Please list all lines of the material below in which the string "that" occurs.

* Begin SUPPLIED DATA *

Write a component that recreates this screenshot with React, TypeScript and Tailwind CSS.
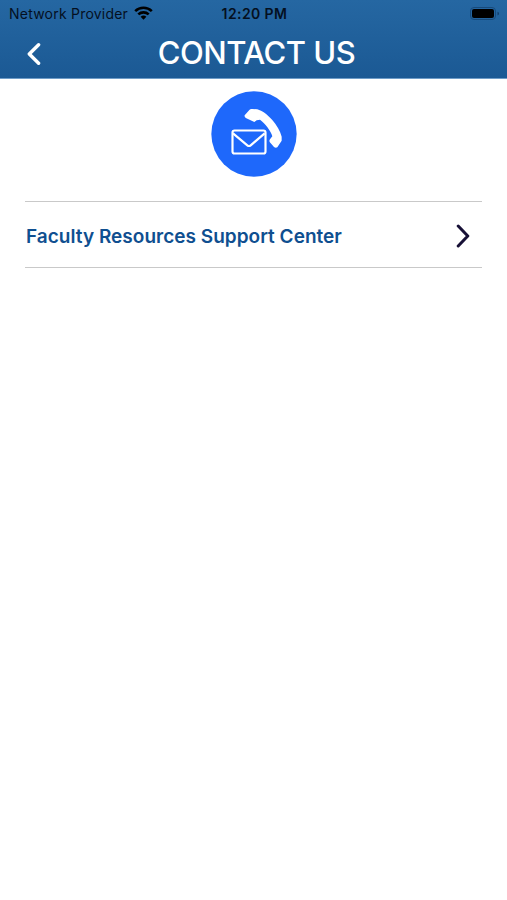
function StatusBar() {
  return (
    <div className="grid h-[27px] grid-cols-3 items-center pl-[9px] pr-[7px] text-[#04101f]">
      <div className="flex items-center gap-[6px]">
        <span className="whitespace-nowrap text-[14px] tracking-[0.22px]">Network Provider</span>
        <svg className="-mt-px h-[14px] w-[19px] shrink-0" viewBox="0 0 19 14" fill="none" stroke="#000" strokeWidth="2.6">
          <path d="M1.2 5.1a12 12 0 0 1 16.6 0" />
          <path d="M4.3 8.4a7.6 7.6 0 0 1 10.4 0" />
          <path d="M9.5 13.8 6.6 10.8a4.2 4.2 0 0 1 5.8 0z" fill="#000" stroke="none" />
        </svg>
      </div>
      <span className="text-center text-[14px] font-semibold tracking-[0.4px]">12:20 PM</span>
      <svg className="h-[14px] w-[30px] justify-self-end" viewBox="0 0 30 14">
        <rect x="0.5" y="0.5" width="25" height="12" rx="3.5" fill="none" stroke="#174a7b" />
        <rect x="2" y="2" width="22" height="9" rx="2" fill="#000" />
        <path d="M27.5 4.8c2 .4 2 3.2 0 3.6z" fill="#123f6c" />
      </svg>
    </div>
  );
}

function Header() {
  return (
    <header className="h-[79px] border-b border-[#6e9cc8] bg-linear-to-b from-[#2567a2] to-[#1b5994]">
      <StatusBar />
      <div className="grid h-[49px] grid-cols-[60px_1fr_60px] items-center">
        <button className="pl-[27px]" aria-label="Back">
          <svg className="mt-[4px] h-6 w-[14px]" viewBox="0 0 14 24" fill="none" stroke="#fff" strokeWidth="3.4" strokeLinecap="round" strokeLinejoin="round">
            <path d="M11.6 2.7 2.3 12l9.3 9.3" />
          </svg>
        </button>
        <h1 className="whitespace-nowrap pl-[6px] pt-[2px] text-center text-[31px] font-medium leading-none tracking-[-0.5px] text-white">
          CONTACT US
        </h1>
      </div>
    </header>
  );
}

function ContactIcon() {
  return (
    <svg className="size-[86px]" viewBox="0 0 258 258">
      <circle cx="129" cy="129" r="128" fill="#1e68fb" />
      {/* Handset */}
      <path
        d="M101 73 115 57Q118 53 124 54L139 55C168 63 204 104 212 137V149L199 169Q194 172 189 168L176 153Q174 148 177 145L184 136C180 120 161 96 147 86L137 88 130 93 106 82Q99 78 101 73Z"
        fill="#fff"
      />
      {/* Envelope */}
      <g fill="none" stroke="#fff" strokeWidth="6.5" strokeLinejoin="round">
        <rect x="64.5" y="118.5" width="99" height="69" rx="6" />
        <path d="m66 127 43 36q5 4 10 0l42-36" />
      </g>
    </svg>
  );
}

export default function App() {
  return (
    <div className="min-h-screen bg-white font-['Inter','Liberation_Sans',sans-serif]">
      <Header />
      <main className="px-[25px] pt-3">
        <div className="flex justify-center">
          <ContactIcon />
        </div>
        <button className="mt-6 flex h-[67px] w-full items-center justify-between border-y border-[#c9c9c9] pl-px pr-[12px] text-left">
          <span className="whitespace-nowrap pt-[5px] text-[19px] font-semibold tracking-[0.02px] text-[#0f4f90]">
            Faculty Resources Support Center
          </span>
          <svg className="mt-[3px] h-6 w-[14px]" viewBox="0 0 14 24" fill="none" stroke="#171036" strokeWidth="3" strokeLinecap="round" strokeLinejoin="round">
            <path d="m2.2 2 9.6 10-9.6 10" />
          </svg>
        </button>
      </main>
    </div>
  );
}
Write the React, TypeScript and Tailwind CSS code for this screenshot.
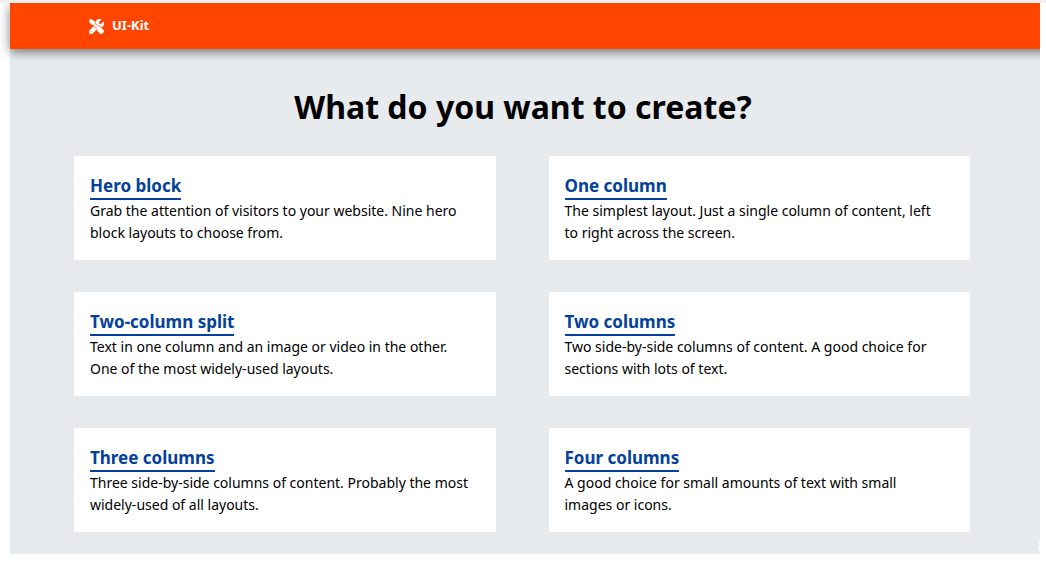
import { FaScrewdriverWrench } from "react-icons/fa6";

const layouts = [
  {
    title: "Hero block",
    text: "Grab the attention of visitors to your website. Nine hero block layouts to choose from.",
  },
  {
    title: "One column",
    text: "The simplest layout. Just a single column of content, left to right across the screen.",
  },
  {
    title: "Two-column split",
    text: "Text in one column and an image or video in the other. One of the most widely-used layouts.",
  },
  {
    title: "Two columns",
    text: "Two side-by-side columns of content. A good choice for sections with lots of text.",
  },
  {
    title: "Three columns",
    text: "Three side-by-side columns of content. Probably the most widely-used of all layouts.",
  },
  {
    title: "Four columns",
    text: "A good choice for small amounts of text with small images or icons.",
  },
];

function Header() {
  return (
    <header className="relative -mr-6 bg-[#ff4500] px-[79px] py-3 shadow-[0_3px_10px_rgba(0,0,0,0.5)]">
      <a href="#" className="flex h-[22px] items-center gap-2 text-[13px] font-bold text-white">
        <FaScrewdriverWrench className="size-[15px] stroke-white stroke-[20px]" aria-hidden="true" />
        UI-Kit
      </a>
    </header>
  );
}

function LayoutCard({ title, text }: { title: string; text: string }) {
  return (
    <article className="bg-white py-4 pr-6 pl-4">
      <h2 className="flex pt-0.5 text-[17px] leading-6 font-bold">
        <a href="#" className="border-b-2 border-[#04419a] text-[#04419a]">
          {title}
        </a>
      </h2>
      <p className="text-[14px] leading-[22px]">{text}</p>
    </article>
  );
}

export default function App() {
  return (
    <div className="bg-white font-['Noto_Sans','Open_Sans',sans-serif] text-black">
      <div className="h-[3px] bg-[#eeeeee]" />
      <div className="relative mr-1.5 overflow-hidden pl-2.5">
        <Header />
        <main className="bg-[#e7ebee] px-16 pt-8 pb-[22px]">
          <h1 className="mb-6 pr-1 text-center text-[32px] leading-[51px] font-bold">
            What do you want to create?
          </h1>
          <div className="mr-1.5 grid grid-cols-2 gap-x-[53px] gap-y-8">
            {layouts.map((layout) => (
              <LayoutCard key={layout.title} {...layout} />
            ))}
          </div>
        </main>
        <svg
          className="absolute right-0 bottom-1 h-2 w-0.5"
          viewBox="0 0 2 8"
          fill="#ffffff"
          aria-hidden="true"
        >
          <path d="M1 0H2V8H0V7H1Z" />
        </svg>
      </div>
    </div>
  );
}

* End SUPPLIED DATA *
* Begin SUPPLIED DATA *

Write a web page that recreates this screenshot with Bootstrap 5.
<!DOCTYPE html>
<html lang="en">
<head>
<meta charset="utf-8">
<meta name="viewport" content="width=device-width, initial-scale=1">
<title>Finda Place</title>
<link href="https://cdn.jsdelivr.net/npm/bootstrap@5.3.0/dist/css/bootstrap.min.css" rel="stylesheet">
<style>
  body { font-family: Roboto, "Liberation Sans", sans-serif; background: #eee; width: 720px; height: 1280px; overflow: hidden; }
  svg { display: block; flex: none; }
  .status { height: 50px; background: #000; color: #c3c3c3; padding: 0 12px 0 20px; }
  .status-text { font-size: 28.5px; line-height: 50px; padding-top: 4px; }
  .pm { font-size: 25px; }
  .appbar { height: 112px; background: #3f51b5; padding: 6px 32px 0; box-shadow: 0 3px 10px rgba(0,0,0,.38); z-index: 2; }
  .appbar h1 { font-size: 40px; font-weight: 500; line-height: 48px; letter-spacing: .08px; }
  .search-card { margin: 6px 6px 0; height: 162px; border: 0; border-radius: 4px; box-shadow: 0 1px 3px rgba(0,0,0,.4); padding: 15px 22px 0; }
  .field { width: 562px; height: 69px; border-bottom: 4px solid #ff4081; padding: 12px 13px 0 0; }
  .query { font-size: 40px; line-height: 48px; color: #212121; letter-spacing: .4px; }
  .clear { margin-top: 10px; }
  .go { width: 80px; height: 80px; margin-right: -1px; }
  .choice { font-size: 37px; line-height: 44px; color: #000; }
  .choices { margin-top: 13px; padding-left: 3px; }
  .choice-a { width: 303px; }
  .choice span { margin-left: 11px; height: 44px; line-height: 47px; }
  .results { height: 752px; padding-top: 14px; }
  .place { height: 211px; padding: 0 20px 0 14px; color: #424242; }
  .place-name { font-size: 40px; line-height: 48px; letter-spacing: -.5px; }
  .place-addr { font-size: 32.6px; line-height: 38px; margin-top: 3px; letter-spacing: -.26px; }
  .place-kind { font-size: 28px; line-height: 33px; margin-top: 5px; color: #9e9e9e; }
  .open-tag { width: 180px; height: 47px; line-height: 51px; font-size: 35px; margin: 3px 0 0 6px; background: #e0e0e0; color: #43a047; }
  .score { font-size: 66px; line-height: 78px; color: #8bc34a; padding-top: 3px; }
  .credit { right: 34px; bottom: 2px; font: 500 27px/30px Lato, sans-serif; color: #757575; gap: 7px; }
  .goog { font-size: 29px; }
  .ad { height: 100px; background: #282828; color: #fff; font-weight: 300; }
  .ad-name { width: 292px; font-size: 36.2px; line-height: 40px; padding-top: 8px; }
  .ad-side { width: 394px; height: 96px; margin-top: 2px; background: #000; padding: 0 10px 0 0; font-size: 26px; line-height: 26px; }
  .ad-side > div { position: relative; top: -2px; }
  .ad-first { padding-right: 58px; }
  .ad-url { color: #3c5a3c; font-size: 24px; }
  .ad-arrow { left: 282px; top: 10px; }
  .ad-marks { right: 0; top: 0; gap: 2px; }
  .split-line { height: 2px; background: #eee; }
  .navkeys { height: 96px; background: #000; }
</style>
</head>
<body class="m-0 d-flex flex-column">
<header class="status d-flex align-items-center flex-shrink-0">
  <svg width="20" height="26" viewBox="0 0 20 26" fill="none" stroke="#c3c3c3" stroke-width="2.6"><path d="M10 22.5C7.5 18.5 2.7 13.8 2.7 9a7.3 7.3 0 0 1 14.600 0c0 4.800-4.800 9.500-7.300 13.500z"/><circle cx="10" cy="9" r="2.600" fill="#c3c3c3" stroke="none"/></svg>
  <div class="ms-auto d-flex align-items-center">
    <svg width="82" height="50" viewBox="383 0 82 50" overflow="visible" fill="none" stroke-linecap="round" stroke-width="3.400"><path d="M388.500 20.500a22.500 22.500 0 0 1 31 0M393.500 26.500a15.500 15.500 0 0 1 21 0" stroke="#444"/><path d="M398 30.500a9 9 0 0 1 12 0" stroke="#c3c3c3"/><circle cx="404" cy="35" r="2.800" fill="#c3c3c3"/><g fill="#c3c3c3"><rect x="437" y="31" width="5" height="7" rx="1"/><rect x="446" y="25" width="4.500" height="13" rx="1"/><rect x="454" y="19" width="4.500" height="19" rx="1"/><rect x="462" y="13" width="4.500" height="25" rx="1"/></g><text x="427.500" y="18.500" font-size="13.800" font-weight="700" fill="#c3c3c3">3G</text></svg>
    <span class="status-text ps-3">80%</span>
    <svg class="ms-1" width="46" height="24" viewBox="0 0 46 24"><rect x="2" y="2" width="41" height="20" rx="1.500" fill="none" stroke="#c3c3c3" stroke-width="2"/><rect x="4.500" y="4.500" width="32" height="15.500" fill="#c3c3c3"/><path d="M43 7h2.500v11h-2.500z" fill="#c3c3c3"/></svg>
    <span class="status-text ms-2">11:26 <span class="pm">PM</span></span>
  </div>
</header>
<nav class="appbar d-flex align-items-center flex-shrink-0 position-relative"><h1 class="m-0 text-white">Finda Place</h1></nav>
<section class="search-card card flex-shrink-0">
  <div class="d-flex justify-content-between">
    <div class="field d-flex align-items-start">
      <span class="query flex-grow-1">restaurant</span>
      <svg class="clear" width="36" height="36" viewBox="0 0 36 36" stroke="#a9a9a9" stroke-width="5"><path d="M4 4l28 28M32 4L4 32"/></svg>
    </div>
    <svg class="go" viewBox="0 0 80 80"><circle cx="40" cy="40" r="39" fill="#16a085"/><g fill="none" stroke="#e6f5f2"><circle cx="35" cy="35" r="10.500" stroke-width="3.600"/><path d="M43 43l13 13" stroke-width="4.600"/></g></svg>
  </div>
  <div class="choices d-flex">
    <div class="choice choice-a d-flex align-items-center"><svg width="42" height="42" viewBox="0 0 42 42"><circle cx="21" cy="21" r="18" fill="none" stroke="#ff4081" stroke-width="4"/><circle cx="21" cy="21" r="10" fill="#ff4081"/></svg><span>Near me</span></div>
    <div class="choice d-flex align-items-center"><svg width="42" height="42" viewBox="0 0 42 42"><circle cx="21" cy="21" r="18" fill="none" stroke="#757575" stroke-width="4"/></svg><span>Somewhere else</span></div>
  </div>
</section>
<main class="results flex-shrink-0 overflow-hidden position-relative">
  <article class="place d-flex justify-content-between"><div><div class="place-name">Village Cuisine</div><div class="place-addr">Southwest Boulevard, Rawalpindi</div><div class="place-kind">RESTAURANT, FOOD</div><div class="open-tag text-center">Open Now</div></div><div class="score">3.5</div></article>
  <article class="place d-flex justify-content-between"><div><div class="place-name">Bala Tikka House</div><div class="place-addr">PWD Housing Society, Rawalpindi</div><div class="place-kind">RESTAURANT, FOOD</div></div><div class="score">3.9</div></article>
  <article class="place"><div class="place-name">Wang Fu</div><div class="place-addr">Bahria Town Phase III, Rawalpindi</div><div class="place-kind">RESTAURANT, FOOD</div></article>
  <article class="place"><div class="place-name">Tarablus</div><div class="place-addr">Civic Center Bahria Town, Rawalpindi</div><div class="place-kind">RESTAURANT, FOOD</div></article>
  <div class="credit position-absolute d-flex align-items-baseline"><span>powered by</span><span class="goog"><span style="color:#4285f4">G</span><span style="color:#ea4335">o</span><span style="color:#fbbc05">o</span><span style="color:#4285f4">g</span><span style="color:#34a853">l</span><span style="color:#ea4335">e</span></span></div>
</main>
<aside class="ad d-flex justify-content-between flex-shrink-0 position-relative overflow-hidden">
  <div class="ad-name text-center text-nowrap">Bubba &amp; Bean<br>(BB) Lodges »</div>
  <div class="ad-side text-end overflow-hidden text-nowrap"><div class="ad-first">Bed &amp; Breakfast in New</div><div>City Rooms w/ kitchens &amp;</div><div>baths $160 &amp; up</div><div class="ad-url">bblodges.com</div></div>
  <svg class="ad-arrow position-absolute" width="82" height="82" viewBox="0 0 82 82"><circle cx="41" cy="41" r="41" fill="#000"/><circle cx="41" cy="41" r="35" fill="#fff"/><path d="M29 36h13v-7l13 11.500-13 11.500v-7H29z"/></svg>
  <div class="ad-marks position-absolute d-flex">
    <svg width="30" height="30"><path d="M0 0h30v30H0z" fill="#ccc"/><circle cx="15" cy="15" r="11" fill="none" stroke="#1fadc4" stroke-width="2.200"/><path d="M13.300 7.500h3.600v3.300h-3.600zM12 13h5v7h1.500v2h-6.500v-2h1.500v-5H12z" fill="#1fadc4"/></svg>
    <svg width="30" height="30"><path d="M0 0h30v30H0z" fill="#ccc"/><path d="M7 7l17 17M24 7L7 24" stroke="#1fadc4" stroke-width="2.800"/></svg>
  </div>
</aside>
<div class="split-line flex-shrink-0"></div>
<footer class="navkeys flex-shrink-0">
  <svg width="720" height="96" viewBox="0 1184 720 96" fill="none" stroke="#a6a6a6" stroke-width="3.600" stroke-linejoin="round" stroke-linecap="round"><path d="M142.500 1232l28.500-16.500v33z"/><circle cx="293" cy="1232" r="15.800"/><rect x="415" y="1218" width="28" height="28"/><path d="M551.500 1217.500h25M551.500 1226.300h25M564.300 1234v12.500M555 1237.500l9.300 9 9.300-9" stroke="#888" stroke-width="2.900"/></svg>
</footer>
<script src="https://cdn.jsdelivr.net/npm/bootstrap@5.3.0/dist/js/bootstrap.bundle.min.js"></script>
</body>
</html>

* End SUPPLIED DATA *

= RESPONSE FOR THIS EXERCISE =
Write a component that recreates this screenshot with React, TypeScript and Tailwind CSS.
Write a web page that recreates this screenshot with Bootstrap 5.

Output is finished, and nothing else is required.